J. R. Guzzo
O que se quer, no Brasil de hoje, é deixar as pessoas com menos liberdade. O resto é hipocrisia
É realmente curioso, para um
país tão obcecado com a salvação da democracia como é o Brasil de hoje,
que não se consiga mais usar a palavra “liberdade” sem, na mesma hora,
usar junto a palavra “limite”. Temos, com o barulho de um vulcão ativo,
até um inquérito perpétuo para descobrir, processar e punir “atos
antidemocráticos”; seus gestores, no Supremo Tribunal Federal, querem
tornar o Brasil seguro para a democracia, e para executar sua missão se
deram o direito de passar por cima de qualquer lei em vigor no País.
Mas
a liberdade não está na alma da democracia que tanto se quer salvar?
Está e não está.
A defesa das “instituições” tem de ficar acima de tudo –
inclusive dos direitos individuais indispensáveis para haver cidadãos
livres. Ficamos assim, então: para salvar a democracia, temos de
liquidar a liberdade.
A má vontade com a ideia geral
de liberdade fica evidente na tendência, cada vez mais agressiva, de
explicar que ninguém deve ser realmente livre. Não se usa mais isso hoje
em dia, dizem o STF e o sistema judiciário, as classes intelectuais e o
mundo político, a elite e a mídia em geral; liberdade tem de ter
limites. É mesmo?
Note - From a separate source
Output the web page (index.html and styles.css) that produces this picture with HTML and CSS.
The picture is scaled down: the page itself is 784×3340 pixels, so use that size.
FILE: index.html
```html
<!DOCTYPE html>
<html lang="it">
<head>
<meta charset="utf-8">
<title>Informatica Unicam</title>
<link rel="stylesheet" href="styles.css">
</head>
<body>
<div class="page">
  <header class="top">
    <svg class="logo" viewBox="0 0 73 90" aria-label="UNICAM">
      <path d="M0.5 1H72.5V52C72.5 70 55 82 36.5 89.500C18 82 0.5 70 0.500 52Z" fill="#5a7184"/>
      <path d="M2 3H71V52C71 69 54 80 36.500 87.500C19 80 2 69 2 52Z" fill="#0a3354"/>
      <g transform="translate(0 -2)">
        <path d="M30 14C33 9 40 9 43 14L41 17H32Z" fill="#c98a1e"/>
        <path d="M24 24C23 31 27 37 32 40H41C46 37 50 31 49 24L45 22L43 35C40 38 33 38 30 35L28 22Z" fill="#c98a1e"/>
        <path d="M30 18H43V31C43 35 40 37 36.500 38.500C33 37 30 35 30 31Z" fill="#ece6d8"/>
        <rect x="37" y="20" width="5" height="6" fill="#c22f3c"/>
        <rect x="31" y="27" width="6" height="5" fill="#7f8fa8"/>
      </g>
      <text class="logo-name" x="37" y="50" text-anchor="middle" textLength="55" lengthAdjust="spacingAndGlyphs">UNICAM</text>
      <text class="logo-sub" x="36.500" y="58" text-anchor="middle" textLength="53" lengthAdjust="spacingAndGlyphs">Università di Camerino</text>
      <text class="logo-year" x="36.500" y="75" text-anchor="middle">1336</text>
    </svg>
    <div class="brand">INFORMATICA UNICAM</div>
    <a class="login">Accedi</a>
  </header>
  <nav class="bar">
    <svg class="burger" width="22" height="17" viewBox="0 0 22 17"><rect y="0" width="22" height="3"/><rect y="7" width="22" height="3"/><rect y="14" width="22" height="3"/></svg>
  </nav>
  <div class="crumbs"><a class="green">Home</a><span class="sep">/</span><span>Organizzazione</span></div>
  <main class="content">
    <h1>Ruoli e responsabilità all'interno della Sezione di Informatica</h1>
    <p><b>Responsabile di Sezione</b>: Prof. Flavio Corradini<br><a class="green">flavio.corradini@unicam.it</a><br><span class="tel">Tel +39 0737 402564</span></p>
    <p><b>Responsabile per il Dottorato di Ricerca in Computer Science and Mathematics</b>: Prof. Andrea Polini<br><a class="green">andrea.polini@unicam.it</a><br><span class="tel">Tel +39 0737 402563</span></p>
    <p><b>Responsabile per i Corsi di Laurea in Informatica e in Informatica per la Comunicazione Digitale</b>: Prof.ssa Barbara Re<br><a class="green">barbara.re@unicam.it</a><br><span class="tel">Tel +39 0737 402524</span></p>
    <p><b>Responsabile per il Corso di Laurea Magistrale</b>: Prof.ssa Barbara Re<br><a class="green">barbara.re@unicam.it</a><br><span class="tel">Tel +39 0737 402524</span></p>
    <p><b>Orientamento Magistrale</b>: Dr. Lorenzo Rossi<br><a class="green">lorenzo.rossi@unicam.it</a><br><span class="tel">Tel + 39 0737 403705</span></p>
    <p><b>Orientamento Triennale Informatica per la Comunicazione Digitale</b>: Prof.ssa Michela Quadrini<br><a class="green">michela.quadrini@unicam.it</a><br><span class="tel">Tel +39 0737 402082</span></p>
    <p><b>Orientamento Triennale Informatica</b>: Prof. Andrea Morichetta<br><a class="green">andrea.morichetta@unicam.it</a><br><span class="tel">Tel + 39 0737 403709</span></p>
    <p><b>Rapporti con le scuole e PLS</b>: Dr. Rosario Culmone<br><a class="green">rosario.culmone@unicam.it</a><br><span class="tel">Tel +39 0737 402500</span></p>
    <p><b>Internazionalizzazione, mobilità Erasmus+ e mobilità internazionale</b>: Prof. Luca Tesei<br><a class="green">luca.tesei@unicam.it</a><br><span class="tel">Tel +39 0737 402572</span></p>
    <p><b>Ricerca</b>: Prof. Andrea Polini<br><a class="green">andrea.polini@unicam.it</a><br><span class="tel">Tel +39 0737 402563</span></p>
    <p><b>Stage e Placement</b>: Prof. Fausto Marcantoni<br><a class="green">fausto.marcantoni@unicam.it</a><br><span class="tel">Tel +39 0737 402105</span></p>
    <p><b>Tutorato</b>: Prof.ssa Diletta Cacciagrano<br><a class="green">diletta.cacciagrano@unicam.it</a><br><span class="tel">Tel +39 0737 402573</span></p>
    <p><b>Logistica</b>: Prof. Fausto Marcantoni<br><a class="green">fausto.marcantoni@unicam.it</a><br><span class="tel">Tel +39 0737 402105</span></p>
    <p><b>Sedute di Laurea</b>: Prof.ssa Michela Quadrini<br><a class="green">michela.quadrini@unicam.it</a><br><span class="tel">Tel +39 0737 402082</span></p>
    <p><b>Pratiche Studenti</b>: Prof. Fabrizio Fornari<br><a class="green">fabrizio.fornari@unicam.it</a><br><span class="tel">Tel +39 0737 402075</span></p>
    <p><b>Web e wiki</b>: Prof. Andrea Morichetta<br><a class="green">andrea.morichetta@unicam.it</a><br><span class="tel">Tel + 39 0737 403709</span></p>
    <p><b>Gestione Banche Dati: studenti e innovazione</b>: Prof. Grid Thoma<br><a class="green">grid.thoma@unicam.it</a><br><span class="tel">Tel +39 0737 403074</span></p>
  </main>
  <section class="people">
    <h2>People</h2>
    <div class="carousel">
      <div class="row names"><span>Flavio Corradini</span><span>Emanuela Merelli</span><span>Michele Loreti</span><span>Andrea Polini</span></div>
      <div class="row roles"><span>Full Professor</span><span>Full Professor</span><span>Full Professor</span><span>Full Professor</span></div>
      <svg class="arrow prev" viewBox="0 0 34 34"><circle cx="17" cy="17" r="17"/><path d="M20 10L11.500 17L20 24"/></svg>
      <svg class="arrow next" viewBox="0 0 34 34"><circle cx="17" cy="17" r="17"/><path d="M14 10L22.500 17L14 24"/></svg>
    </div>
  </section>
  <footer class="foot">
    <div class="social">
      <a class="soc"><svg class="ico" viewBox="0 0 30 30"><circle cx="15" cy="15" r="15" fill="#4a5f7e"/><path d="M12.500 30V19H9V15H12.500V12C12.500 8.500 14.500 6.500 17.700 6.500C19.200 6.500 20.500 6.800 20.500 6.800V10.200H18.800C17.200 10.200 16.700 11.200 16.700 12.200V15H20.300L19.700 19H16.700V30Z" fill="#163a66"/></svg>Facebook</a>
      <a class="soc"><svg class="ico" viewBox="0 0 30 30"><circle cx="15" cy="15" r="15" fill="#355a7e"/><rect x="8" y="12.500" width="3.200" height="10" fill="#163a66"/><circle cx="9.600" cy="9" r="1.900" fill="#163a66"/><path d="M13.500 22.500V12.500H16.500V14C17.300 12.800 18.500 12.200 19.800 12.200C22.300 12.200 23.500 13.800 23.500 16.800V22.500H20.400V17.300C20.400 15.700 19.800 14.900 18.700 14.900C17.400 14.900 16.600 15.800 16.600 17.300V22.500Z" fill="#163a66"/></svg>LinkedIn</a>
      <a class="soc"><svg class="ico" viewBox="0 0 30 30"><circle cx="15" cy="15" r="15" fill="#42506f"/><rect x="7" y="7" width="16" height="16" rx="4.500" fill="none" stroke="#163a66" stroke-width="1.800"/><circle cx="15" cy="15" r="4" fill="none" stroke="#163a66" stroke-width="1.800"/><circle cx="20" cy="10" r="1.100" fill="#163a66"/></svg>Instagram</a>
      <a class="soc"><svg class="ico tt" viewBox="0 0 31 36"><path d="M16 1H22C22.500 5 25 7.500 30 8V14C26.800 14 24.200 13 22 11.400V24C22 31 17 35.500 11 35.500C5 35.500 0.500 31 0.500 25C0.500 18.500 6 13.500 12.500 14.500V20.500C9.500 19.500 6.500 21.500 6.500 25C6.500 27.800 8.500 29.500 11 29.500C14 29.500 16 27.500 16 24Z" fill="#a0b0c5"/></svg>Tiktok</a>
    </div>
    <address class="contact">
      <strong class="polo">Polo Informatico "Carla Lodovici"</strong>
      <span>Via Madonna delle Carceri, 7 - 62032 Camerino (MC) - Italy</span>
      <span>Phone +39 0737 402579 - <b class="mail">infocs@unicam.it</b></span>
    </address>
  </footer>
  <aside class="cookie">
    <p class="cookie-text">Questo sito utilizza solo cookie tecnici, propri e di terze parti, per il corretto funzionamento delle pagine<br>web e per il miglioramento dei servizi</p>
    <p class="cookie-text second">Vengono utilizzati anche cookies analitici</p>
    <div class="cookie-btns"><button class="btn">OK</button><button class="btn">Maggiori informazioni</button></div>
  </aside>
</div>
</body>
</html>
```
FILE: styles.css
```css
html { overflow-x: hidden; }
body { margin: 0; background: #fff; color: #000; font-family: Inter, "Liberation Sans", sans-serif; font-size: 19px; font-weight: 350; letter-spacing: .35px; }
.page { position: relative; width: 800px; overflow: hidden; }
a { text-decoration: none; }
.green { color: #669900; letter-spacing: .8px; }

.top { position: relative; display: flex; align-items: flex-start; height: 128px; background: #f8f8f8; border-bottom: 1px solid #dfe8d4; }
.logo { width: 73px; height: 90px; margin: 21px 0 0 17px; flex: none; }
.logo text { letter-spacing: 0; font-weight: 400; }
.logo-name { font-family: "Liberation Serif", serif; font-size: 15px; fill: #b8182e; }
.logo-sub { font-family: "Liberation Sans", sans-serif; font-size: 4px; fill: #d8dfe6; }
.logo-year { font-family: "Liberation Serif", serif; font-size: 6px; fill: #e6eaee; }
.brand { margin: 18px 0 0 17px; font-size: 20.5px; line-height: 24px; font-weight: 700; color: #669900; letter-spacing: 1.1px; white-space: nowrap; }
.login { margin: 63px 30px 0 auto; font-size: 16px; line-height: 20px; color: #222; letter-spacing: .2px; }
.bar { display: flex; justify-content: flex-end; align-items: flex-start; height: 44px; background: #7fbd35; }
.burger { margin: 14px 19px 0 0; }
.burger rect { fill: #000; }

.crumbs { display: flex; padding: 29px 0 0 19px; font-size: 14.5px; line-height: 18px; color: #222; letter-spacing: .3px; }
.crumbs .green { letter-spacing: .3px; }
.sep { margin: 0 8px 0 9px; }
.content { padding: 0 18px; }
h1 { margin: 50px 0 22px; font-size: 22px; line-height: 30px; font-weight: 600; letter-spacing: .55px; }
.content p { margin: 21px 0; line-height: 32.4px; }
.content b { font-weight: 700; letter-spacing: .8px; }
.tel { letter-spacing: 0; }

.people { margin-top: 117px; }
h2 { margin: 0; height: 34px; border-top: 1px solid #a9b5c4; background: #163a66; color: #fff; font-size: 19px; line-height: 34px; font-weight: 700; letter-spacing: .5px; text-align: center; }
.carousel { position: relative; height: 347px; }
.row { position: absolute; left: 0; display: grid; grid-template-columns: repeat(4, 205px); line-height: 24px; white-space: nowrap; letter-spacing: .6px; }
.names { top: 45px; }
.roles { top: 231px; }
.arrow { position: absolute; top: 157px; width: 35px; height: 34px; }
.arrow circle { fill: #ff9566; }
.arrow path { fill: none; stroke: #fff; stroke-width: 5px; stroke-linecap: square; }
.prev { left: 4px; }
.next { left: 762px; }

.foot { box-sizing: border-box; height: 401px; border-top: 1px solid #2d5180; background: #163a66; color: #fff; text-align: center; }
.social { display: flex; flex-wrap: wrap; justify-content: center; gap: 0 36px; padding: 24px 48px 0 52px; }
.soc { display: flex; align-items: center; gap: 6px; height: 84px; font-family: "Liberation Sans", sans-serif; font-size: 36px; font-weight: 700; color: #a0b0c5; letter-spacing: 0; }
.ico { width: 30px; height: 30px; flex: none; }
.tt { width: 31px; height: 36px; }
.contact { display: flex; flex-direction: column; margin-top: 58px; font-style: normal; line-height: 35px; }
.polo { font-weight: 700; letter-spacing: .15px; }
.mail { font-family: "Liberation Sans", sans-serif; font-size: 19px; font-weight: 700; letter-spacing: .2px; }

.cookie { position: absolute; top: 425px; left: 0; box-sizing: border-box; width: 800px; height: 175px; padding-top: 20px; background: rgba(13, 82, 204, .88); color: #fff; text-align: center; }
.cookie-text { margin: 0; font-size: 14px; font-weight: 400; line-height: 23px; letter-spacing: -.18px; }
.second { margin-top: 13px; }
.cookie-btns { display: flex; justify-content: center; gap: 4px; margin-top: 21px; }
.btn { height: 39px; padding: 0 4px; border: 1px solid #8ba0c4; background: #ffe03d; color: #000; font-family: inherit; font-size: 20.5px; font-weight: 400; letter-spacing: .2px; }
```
E quem está dizendo o contrário? A liberdade, desde
sempre, é limitada pela lei; até pelo Código Penal, no caso específico
da liberdade de expressão. A questão não está aí, nesta suposta
necessidade de combater a anarquia. O que se quer, no Brasil de hoje, é
deixar as pessoas com menos liberdade – tanto que se fala cada vez mais
em “limites” e cada vez menos em liberdade. O resto é hipocrisia.
Os vigilantes da democracia estão querendo, no mundo das
realidades, liquidar direitos das pessoas. O deputado Daniel Silveira,
após nove meses de prisão ilegal, não pode falar à imprensa, por ordem
do ministro Alexandre de Moraes; segundo ele, o direito de dar
entrevistas tem “limites”. Uma emissora de televisão foi condenada
recentemente por passar dos “limites” ao levar ao ar uma reportagem em
que todos os fatos estavam corretos, mas em que havia, segundo o juiz,
“abuso no direito de informação”.
O jornalista Allan dos Santos,
nos Estados Unidos, está com um pedido de extradição nas costas por ter
ultrapassado, segundo o STF, os “limites” da liberdade de expressão. Há
gente na cadeia, como o ex-deputado Roberto Jefferson, pelas mesmas
razões. “Limites” – eis a palavra mágica que justifica hoje todas as
agressões à lei e à liberdade praticadas pela autoridade pública e pela
polícia nacional de repressão ao “racismo”, à “homofobia” e ao direito
de abrir a boca. [o jornalista Allan dos Santos está, felizmente, protegido da extradição, visto que nos 'States' os limites da liberdade de expressão são bem menos restritivos do que os impostos aqui no Brasil.